## Source excerpt
******************************

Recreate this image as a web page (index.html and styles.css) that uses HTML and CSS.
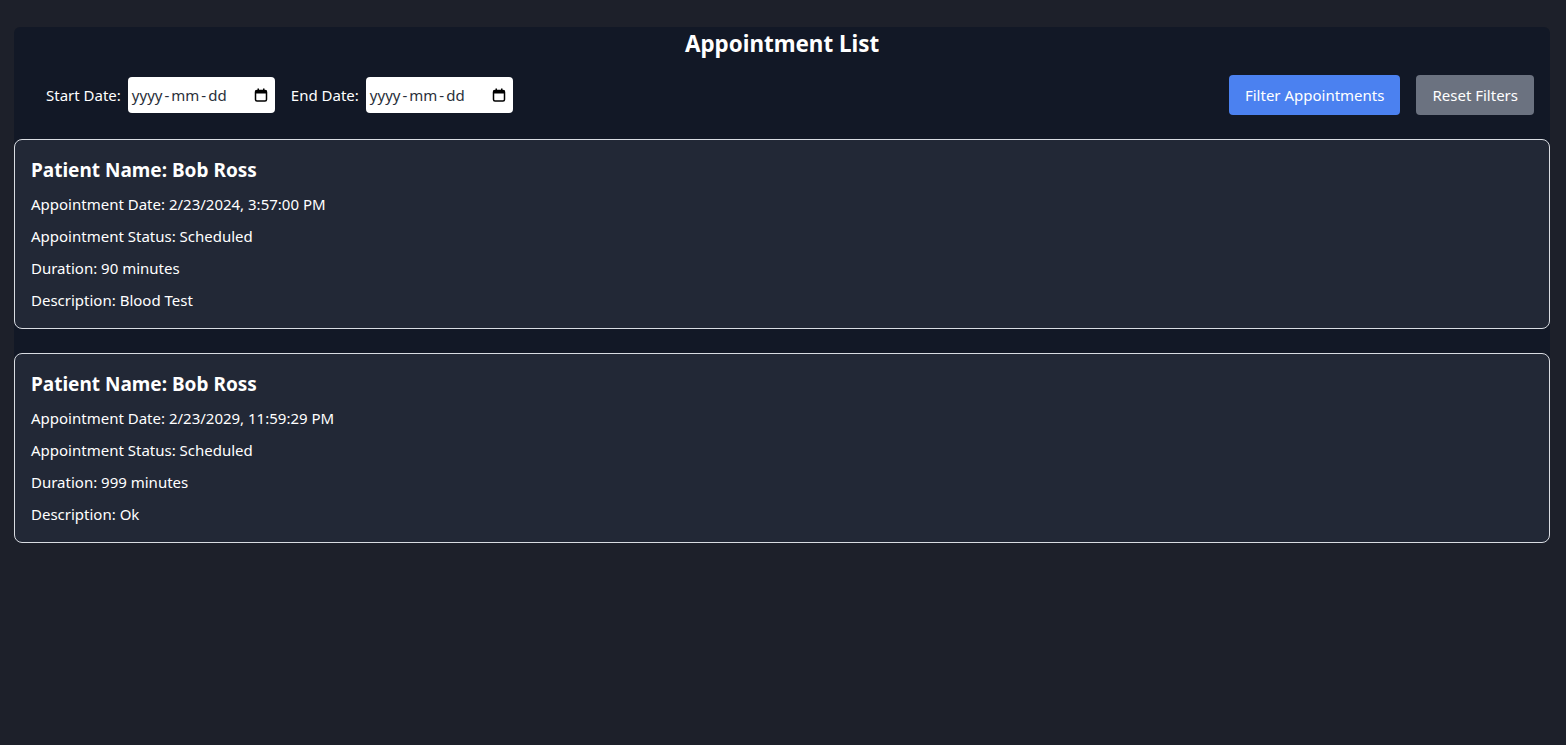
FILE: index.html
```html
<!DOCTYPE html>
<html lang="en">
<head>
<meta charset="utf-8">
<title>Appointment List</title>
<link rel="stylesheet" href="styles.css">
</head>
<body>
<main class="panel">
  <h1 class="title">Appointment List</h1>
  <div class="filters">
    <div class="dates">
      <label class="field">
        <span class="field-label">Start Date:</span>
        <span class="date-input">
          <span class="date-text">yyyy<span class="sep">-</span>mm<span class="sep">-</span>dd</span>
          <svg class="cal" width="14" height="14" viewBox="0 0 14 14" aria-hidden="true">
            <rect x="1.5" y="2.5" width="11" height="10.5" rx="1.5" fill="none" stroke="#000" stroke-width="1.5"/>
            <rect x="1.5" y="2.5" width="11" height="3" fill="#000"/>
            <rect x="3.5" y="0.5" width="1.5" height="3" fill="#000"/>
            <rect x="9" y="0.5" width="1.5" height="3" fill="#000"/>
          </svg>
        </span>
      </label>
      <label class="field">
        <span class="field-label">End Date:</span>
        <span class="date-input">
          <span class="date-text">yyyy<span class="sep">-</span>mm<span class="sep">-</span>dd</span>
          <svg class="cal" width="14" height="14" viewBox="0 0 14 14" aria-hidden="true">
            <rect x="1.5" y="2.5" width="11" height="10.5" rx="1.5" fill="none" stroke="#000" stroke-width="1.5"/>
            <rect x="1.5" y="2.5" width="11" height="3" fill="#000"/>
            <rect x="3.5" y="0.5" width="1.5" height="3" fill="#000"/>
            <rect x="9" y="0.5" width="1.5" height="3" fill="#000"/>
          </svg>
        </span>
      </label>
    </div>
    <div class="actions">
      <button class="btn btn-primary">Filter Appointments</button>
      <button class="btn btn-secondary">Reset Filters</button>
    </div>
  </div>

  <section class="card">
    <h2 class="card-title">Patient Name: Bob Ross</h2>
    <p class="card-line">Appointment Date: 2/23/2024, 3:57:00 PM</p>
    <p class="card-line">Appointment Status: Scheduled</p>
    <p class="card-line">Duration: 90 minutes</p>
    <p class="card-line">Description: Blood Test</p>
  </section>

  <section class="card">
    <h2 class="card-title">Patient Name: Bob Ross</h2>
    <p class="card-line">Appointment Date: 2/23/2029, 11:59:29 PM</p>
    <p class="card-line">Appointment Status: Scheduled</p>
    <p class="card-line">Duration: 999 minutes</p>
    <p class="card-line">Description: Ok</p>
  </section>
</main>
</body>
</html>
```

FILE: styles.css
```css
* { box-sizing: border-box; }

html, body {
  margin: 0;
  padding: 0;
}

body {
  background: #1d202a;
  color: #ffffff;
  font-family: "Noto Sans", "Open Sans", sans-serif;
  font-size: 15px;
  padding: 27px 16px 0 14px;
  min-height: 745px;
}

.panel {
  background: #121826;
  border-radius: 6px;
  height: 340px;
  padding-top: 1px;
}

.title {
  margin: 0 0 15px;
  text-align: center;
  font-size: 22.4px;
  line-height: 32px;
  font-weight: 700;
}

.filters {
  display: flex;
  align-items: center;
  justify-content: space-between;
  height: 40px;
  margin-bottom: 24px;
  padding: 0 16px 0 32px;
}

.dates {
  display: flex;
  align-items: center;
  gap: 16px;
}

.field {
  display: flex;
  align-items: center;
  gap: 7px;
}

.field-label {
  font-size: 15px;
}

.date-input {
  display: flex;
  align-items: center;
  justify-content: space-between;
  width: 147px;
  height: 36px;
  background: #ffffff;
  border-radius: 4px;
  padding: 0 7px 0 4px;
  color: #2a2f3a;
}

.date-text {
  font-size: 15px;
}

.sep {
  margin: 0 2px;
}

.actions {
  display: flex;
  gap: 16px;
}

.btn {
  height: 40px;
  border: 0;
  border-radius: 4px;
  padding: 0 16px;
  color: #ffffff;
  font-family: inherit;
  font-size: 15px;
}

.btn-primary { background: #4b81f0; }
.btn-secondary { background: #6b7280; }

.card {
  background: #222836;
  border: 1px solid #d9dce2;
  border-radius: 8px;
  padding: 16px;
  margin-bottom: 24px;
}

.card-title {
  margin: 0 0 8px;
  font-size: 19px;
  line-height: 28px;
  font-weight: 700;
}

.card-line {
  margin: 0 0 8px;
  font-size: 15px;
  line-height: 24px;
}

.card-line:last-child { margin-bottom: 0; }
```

******************************

## Written problem
Go through the material above and print all of it exactly, except the pictures.

## Complete answer
Recreate this image as a web page (index.html and styles.css) that uses HTML and CSS.
FILE: index.html
```html
<!DOCTYPE html>
<html lang="en">
<head>
<meta charset="utf-8">
<title>Appointment List</title>
<link rel="stylesheet" href="styles.css">
</head>
<body>
<main class="panel">
  <h1 class="title">Appointment List</h1>
  <div class="filters">
    <div class="dates">
      <label class="field">
        <span class="field-label">Start Date:</span>
        <span class="date-input">
          <span class="date-text">yyyy<span class="sep">-</span>mm<span class="sep">-</span>dd</span>
          <svg class="cal" width="14" height="14" viewBox="0 0 14 14" aria-hidden="true">
            <rect x="1.5" y="2.5" width="11" height="10.5" rx="1.5" fill="none" stroke="#000" stroke-width="1.5"/>
            <rect x="1.5" y="2.5" width="11" height="3" fill="#000"/>
            <rect x="3.5" y="0.5" width="1.5" height="3" fill="#000"/>
            <rect x="9" y="0.5" width="1.5" height="3" fill="#000"/>
          </svg>
        </span>
      </label>
      <label class="field">
        <span class="field-label">End Date:</span>
        <span class="date-input">
          <span class="date-text">yyyy<span class="sep">-</span>mm<span class="sep">-</span>dd</span>
          <svg class="cal" width="14" height="14" viewBox="0 0 14 14" aria-hidden="true">
            <rect x="1.5" y="2.5" width="11" height="10.5" rx="1.5" fill="none" stroke="#000" stroke-width="1.5"/>
            <rect x="1.5" y="2.5" width="11" height="3" fill="#000"/>
            <rect x="3.5" y="0.5" width="1.5" height="3" fill="#000"/>
            <rect x="9" y="0.5" width="1.5" height="3" fill="#000"/>
          </svg>
        </span>
      </label>
    </div>
    <div class="actions">
      <button class="btn btn-primary">Filter Appointments</button>
      <button class="btn btn-secondary">Reset Filters</button>
    </div>
  </div>

  <section class="card">
    <h2 class="card-title">Patient Name: Bob Ross</h2>
    <p class="card-line">Appointment Date: 2/23/2024, 3:57:00 PM</p>
    <p class="card-line">Appointment Status: Scheduled</p>
    <p class="card-line">Duration: 90 minutes</p>
    <p class="card-line">Description: Blood Test</p>
  </section>

  <section class="card">
    <h2 class="card-title">Patient Name: Bob Ross</h2>
    <p class="card-line">Appointment Date: 2/23/2029, 11:59:29 PM</p>
    <p class="card-line">Appointment Status: Scheduled</p>
    <p class="card-line">Duration: 999 minutes</p>
    <p class="card-line">Description: Ok</p>
  </section>
</main>
</body>
</html>
```

FILE: styles.css
```css
* { box-sizing: border-box; }

html, body {
  margin: 0;
  padding: 0;
}

body {
  background: #1d202a;
  color: #ffffff;
  font-family: "Noto Sans", "Open Sans", sans-serif;
  font-size: 15px;
  padding: 27px 16px 0 14px;
  min-height: 745px;
}

.panel {
  background: #121826;
  border-radius: 6px;
  height: 340px;
  padding-top: 1px;
}

.title {
  margin: 0 0 15px;
  text-align: center;
  font-size: 22.4px;
  line-height: 32px;
  font-weight: 700;
}

.filters {
  display: flex;
  align-items: center;
  justify-content: space-between;
  height: 40px;
  margin-bottom: 24px;
  padding: 0 16px 0 32px;
}

.dates {
  display: flex;
  align-items: center;
  gap: 16px;
}

.field {
  display: flex;
  align-items: center;
  gap: 7px;
}

.field-label {
  font-size: 15px;
}

.date-input {
  display: flex;
  align-items: center;
  justify-content: space-between;
  width: 147px;
  height: 36px;
  background: #ffffff;
  border-radius: 4px;
  padding: 0 7px 0 4px;
  color: #2a2f3a;
}

.date-text {
  font-size: 15px;
}

.sep {
  margin: 0 2px;
}

.actions {
  display: flex;
  gap: 16px;
}

.btn {
  height: 40px;
  border: 0;
  border-radius: 4px;
  padding: 0 16px;
  color: #ffffff;
  font-family: inherit;
  font-size: 15px;
}

.btn-primary { background: #4b81f0; }
.btn-secondary { background: #6b7280; }

.card {
  background: #222836;
  border: 1px solid #d9dce2;
  border-radius: 8px;
  padding: 16px;
  margin-bottom: 24px;
}

.card-title {
  margin: 0 0 8px;
  font-size: 19px;
  line-height: 28px;
  font-weight: 700;
}

.card-line {
  margin: 0 0 8px;
  font-size: 15px;
  line-height: 24px;
}

.card-line:last-child { margin-bottom: 0; }
```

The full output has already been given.